* _EXTRACTED RECORDS_
- - - - -

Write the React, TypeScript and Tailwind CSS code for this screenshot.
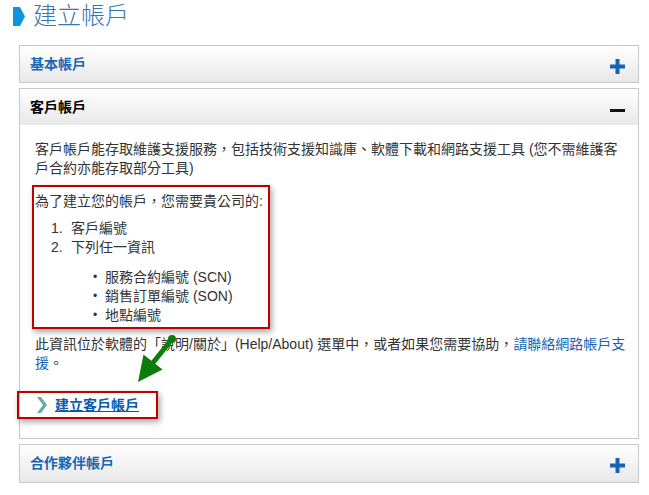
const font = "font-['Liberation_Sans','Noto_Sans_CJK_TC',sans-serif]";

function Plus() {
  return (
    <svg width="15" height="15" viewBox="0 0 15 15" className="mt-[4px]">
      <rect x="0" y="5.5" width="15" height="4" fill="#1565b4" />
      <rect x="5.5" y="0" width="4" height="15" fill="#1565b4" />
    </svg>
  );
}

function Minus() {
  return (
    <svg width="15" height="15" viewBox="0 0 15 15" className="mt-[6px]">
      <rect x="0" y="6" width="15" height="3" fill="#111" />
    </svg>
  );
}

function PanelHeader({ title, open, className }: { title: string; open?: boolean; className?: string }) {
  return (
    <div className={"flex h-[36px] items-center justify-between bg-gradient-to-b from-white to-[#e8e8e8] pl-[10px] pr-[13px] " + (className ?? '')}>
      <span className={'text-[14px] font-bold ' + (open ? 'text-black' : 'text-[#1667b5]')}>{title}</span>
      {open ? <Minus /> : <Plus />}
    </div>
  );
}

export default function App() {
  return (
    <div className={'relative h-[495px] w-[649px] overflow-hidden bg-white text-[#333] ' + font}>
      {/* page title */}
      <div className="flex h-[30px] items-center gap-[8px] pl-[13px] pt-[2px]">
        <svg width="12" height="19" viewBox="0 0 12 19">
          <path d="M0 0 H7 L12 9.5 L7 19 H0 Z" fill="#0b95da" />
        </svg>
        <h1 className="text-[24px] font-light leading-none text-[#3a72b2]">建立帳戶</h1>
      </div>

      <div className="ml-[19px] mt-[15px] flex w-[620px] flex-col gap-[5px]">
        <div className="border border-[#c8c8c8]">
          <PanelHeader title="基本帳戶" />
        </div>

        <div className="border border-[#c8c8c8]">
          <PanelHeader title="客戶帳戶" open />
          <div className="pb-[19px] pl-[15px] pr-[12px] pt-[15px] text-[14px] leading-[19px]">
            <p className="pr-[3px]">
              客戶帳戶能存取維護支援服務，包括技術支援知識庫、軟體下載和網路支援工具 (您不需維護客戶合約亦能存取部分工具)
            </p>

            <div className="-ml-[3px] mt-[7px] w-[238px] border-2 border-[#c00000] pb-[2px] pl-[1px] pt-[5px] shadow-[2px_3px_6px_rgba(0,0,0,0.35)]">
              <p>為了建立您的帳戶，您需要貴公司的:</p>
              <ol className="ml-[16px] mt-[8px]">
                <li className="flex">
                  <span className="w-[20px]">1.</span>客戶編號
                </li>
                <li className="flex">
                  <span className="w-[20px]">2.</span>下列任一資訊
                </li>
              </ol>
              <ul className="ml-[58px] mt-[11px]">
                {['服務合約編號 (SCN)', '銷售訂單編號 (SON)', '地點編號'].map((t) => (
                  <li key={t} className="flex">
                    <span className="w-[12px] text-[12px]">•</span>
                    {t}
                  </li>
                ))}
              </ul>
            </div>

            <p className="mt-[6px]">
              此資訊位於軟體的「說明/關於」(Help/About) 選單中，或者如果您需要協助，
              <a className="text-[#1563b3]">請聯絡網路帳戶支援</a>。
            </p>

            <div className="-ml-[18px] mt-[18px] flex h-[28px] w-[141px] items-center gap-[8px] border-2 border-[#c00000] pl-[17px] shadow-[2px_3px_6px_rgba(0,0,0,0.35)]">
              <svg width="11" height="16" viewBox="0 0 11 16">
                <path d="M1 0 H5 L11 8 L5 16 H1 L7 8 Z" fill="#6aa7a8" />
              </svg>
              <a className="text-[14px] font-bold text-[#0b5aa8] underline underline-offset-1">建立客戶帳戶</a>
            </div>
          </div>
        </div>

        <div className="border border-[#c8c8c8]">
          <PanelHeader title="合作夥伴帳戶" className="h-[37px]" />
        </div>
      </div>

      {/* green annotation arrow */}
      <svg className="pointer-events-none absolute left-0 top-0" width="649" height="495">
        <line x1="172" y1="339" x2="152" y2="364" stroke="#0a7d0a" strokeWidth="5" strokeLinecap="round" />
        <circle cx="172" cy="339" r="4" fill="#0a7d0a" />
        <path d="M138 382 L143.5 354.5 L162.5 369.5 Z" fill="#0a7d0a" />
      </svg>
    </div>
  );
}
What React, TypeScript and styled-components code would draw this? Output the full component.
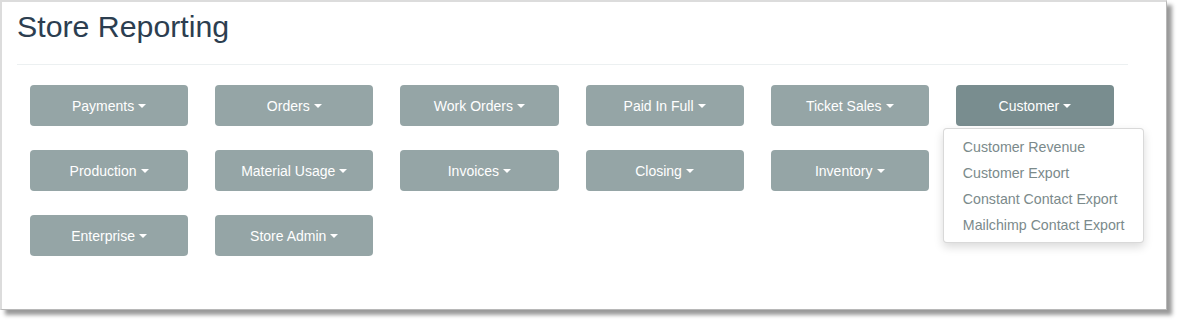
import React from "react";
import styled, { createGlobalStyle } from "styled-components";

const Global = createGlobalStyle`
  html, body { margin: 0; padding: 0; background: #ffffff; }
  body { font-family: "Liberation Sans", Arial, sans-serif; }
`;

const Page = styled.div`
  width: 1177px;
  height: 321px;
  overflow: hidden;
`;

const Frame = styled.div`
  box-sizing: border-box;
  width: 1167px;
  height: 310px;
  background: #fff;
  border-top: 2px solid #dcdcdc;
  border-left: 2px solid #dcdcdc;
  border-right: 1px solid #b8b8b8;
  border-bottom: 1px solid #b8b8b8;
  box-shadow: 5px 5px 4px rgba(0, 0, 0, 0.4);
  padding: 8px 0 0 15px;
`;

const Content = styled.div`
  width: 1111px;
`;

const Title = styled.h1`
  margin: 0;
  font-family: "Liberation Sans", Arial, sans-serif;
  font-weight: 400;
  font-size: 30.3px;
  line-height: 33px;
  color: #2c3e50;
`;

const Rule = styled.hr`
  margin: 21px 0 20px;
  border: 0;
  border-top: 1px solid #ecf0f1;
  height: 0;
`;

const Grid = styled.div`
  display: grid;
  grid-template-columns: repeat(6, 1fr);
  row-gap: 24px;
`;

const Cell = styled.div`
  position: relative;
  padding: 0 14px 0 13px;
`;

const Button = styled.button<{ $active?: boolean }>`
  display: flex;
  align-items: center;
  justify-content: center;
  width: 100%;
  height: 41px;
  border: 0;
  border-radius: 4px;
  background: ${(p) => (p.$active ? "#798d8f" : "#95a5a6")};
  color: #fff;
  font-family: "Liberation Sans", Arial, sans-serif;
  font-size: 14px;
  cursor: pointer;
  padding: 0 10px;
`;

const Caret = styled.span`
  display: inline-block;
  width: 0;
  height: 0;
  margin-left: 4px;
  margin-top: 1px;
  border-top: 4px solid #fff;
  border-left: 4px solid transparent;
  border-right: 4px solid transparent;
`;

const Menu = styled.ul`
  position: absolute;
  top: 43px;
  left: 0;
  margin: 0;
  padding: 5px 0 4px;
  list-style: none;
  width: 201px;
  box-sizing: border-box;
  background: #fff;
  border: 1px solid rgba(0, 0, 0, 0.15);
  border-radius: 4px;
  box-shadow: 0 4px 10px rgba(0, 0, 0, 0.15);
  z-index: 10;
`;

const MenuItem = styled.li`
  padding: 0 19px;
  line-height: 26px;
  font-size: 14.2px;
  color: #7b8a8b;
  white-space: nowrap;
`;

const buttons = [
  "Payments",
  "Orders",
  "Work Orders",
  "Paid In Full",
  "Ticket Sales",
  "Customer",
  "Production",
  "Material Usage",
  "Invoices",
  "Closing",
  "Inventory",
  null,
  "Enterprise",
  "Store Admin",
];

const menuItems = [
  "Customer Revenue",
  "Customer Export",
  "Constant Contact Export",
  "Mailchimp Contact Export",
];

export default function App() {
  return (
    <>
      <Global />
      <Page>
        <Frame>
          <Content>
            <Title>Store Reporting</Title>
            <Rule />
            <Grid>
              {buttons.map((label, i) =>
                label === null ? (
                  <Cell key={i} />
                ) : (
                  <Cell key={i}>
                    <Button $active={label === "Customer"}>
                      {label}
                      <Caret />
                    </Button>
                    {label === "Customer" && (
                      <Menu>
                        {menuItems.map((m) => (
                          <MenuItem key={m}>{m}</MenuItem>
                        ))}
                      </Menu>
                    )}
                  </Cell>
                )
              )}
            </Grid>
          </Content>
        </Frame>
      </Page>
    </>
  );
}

- - - - -

* _JOB_
Note each line of the entries that has "this" in it, and copy those lines.

* _SOLVED PROBLEM_
Write the React, TypeScript and Tailwind CSS code for this screenshot.
What React, TypeScript and styled-components code would draw this? Output the full component.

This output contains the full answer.